Gras deux : Pour ce qui est du protectionnisme, oui, la réciprocité s’impose. En tout cas elle devrait, sauf à vouloir étendre à la communauté internationale la règle du moi-d’abord, à supposer qu’il subsiste un bout de miette pour les autres après qu’un égoïste s’est jeté sur le globe avant qu’on ne le lui gobe. Il n’y a pas le monde et moi, mais bien plutôt le monde donc moi. Chacun procède de l’Autre. Et chacun a la possibilité d’observer ou occulter ses propres transitions de phase dans la maille élémentaire. Dur à comprendre alors, ce coup de pied de l’âne de Buridan donné au front anti-Poutine à un moment où les lettres de félicitations à Hillary Clinton étaient déjà timbrées… De fait, une autre mise au point s’impose, camarade Montebourg, en ces heures où Alep, ce visage métisse de l’Histoire qui nous est cher, se voit défiguré avec la complicité d’un géant nucléaire auquel un autre géant nucléaire continue à tenir tête, un peu trop élégamment, me direz-vous, mais quel type de réplique voudriez-vous adopter face à une cohorte antidémocratique?
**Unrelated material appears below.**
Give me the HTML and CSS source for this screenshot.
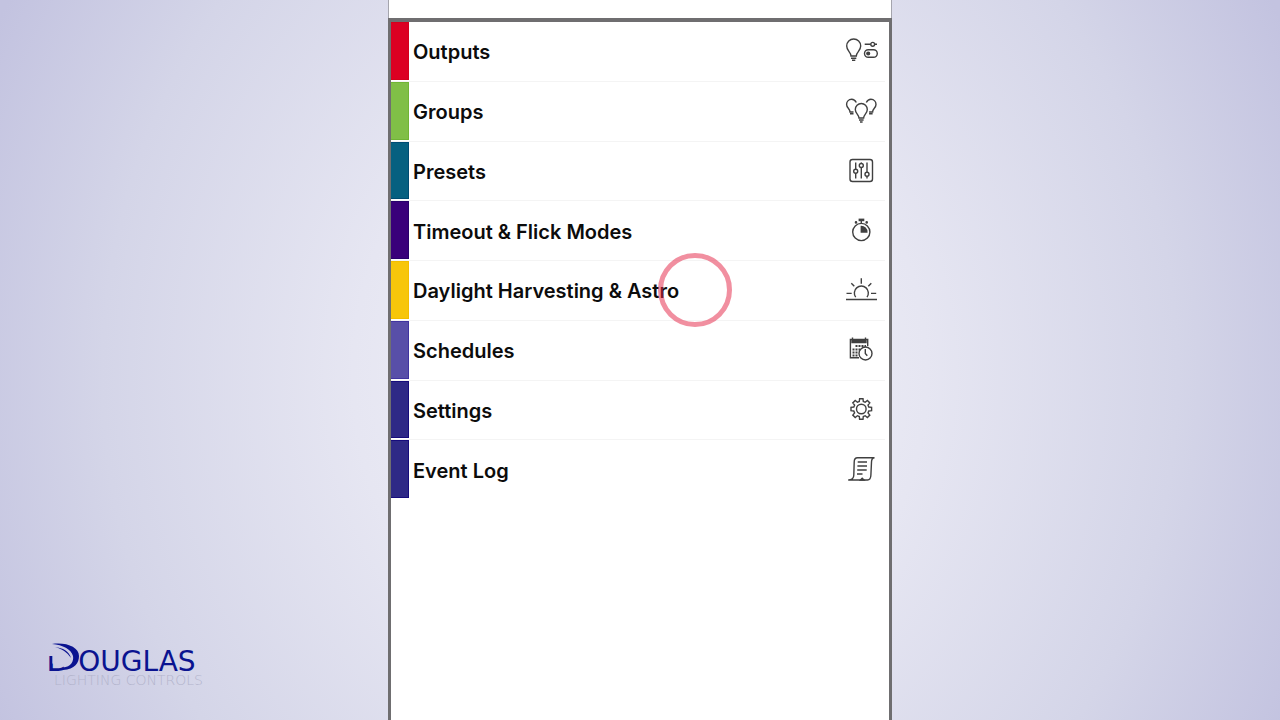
FILE: index.html
```html
<!DOCTYPE html>
<html lang="en">
<head>
    <meta charset="UTF-8">
    <meta name="viewport" content="width=device-width, initial-scale=1.0">
    <title>Douglas Lighting Controls</title>
    <link rel="stylesheet" href="styles.css">
</head>
<body>
    <div class="brand">
        <div class="brand-name">
            <span class="brand-initial">D</span><span>OUGLAS</span>
            <svg class="brand-swoosh" viewBox="0 0 36 30" aria-hidden="true">
                <path d="M6 3C20 1 33 6 33 15C33 22 29 28 17 29V26.5C25 26 28 20 27 15C25 8 17 4 6 3Z"/>
                <path d="M9 6C17 7 23 10 25 17C21 11 16 8 9 6Z"/>
            </svg>
        </div>
        <div class="brand-tagline">LIGHTING CONTROLS</div>
    </div>

    <main class="panel">
        <div class="topbar"></div>
        <nav class="screen">
            <div class="menu">
                <a class="item red" href="#outputs">
                    <span class="label">Outputs</span>
                    <svg class="icon" viewBox="0 0 36 30">
                        <path d="M8 21C8 17 3.7 16 3.7 11A7 7 0 0 1 17.7 11C17.7 16 13.3 17 13.3 21Z"/>
                        <path d="M8 23.2H13.3M9 25.2H12.3"/>
                        <path d="M21.7 9.3H27.8M31.6 9.3H34"/>
                        <circle cx="29.7" cy="9.3" r="1.9"/>
                        <rect x="21.5" y="14.7" width="12.8" height="7.6" rx="3.8"/>
                        <circle class="solid" cx="25.2" cy="18.5" r="1.4"/>
                    </svg>
                </a>
                <a class="item green" href="#groups">
                    <span class="label">Groups</span>
                    <svg class="icon" viewBox="0 0 36 30">
                        <path d="M16 23C16 19.5 12.3 18.5 12.3 14.5A6 6 0 0 1 24.3 14.5C24.3 18.5 20.6 19.5 20.6 23Z"/>
                        <path d="M16 25H20.6M17 27H19.6"/>
                        <path d="M13.3 7.5C12 5 10.5 4.3 8.7 4.3C5.5 4.3 3.6 6.7 3.6 9.5C3.6 13 7 13.5 7 17H10.5"/>
                        <path d="M23.3 7.5C24.6 5 26.1 4.3 27.9 4.3C31.1 4.3 33 6.7 33 9.5C33 13 29.6 13.5 29.6 17H26.1"/>
                        <path d="M7 18.8H10.5M26.1 18.8H29.6"/>
                    </svg>
                </a>
                <a class="item teal" href="#presets">
                    <span class="label">Presets</span>
                    <svg class="icon" viewBox="0 0 36 30">
                        <rect x="7" y="4.5" width="22.5" height="22" rx="2.5"/>
                        <path d="M12.7 7.5V14.3M12.7 18.3V23.5M18.3 7.5V8.5M18.3 12.5V23.5M24 7.5V17.3M24 21.3V23.5"/>
                        <circle cx="12.7" cy="16.3" r="2"/>
                        <circle cx="18.3" cy="10.5" r="2"/>
                        <circle cx="24" cy="19.3" r="2"/>
                    </svg>
                </a>
                <a class="item violet" href="#timeout">
                    <span class="label">Timeout &amp; Flick Modes</span>
                    <svg class="icon" viewBox="0 0 36 30">
                        <circle cx="18.3" cy="17" r="8.6"/>
                        <path class="solid" d="M18.3 17V11.5A5.5 5.5 0 0 1 23.8 17Z"/>
                        <path class="solid" d="M16.3 4.3H20.6V5.5H16.3Z"/>
                        <path d="M18.3 5.5V8"/>
                        <circle class="solid" cx="13" cy="7.4" r="0.6"/>
                        <circle class="solid" cx="23.7" cy="7.4" r="0.6"/>
                    </svg>
                </a>
                <a class="item yellow" href="#daylight">
                    <span class="label">Daylight Harvesting &amp; Astro</span>
                    <svg class="icon" viewBox="0 0 36 30">
                        <path d="M3 25.5H34M12.7 23.2A7 7 0 1 1 24 23.2"/>
                        <path d="M18.3 4.3V9.7M8.3 9.3L11.3 12.3M28.3 9.3L25.3 12.3M3.5 19.4H8.7M28 19.4H33.2"/>
                    </svg>
                </a>
                <a class="item lilac" href="#schedules">
                    <span class="label">Schedules</span>
                    <svg class="icon" viewBox="0 0 36 30">
                        <path d="M16 23.7H7.4V5.5H24.7V12"/>
                        <path class="solid" d="M9 5.8H23V8.5H9Z"/>
                        <path d="M9.5 3.5V6M22.5 3.5V6"/>
                        <path class="dots" d="M12.5 12H23M9.5 15.5H17M9.5 18.5H15M9.5 21.5H15"/>
                        <circle cx="22.5" cy="19.5" r="6.5"/>
                        <path d="M22.3 15V19.5L24.3 21.7"/>
                    </svg>
                </a>
                <a class="item blue" href="#settings">
                    <span class="label">Settings</span>
                    <svg class="icon" viewBox="0 0 36 30">
                        <path d="M16.3 7.5L16.6 4.7H20L20.3 7.5L22.2 8.3L24.4 6.5L26.8 8.9L25 11.1L25.8 13L28.6 13.3V16.7L25.8 17L25 18.9L26.8 21.1L24.4 23.5L22.2 21.7L20.3 22.5L20 25.3H16.6L16.3 22.5L14.4 21.7L12.2 23.5L9.8 21.1L11.6 18.9L10.8 17L8 16.7V13.3L10.8 13L11.6 11.1L9.8 8.9L12.2 6.5L14.4 8.3Z"/>
                        <circle cx="18.3" cy="15" r="4.8"/>
                    </svg>
                </a>
                <a class="item blue" href="#log">
                    <span class="label">Event Log</span>
                    <svg class="icon" viewBox="0 0 36 30">
                        <path d="M31.5 3.7H14.5C12 3.7 11.2 5 11.2 8L10.8 21C10.8 24.5 8.5 26 5.2 26H24.5C27.2 26 27.8 24 27.9 21L28.5 8C28.5 5.5 29.5 4 31.5 3.7Z"/>
                        <path d="M14.7 8H24M14.4 12H24M14.2 16H23.7M14 20H19.5"/>
                        <path class="solid" d="M17.5 26L19.2 24.3L21 26Z"/>
                    </svg>
                </a>
            </div>
        </nav>
        <div class="tap-marker"></div>
    </main>
</body>
</html>
```

FILE: styles.css
```css
body {
    font-family: Inter, Arial, sans-serif;
    background: radial-gradient(ellipse 56% 110% at 50% 52%, #f4f4fa 0%, #e6e6f2 40%, #d4d5e8 75%, #c3c3e0 100%);
    margin: 0;
    min-height: 100vh;
    display: grid;
    grid-template-columns: 1fr minmax(0, 504px) 1fr;
}

.panel {
    position: relative;
    display: flex;
    flex-direction: column;
    background-color: #fff;
}

.topbar {
    height: 18px;
    border: solid #a5a5ad;
    border-width: 0 1px;
}

.screen {
    flex: 1;
    border: solid #6f6e70;
    border-width: 4px 3px 0;
    padding-right: 4px;
}

.menu {
    display: grid;
    grid-template-rows: repeat(8, 1fr);
    height: 478px;
}

.item {
    display: flex;
    align-items: center;
    border-bottom: 1px solid #f4f4f4;
    padding-right: 6px;
    color: #0c0c0c;
    text-decoration: none;
}

.item:last-child {
    border-bottom-color: transparent;
}

.item::before {
    content: "";
    box-sizing: border-box;
    align-self: stretch;
    width: 18px;
    margin: 0 4px 1px 0;
    background-color: var(--swatch);
    border: solid var(--edge);
    border-width: 1px 1px 1px 0;
}

.red { --swatch: #dc0022; --edge: #d4001c; }
.green { --swatch: #80bf47; --edge: #70b436; }
.teal { --swatch: #066080; --edge: #004b72; }
.violet { --swatch: #39007a; --edge: #28006c; }
.yellow { --swatch: #f7c60a; --edge: #f2bd00; }
.lilac { --swatch: #584fa8; --edge: #4034a0; }
.blue { --swatch: #2e2986; --edge: #160c7c; }

.label {
    flex: 1;
    font-size: 20px;
    font-weight: 600;
    line-height: 24px;
    padding-top: 2px;
}

.icon {
    width: 36px;
    height: 30px;
    margin-bottom: 2px;
    fill: none;
    stroke: #404040;
    stroke-width: 1.4;
}

.icon .solid {
    fill: #404040;
}

.icon .dots {
    stroke-width: 2;
    stroke-dasharray: 2 1;
}

/* ring shown where the screen is tapped */
.tap-marker {
    position: absolute;
    left: 270px;
    top: 253px;
    box-sizing: border-box;
    width: 74px;
    height: 74px;
    border: 5px solid rgba(228, 40, 72, 0.52);
    border-radius: 50%;
}

.brand {
    align-self: end;
    padding: 0 0 34px 46px;
    font-family: "DejaVu Sans", sans-serif;
    color: #0a1390;
}

.brand-name {
    position: relative;
    font-size: 28px;
    line-height: 20px;
}

/* lower left part of the letter, the swoosh closes it */
.brand-initial {
    display: inline-block;
    padding-right: 6px;
    font-size: 34px;
    line-height: 30px;
    clip-path: polygon(0 40%, 20% 40%, 20% 65%, 55% 75%, 55% 100%, 0 100%);
}

.brand-swoosh {
    position: absolute;
    left: 0;
    top: -3px;
    width: 36px;
    height: 30px;
    fill: #0a1390;
}

.brand-tagline {
    font-size: 14px;
    font-weight: 200;
    line-height: 12px;
    padding-left: 8px;
    color: #b3b4cc;
}
```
Le titre de membre permanent du Conseil de sécurité ne peut prendre le risque de renvoyer une image du pouvoir dépourvue de toute contrepartie morale. L’ONU en deviendrait aux yeux du monde libre une institution trompeuse, tout en façade, une criminelle volontairement involontaire, apportant de l’eau stagnante au moulin du conspirationnisme, une raffinerie des supplices vidant comme une truite le rêve de résurrection des vainqueurs de 1945.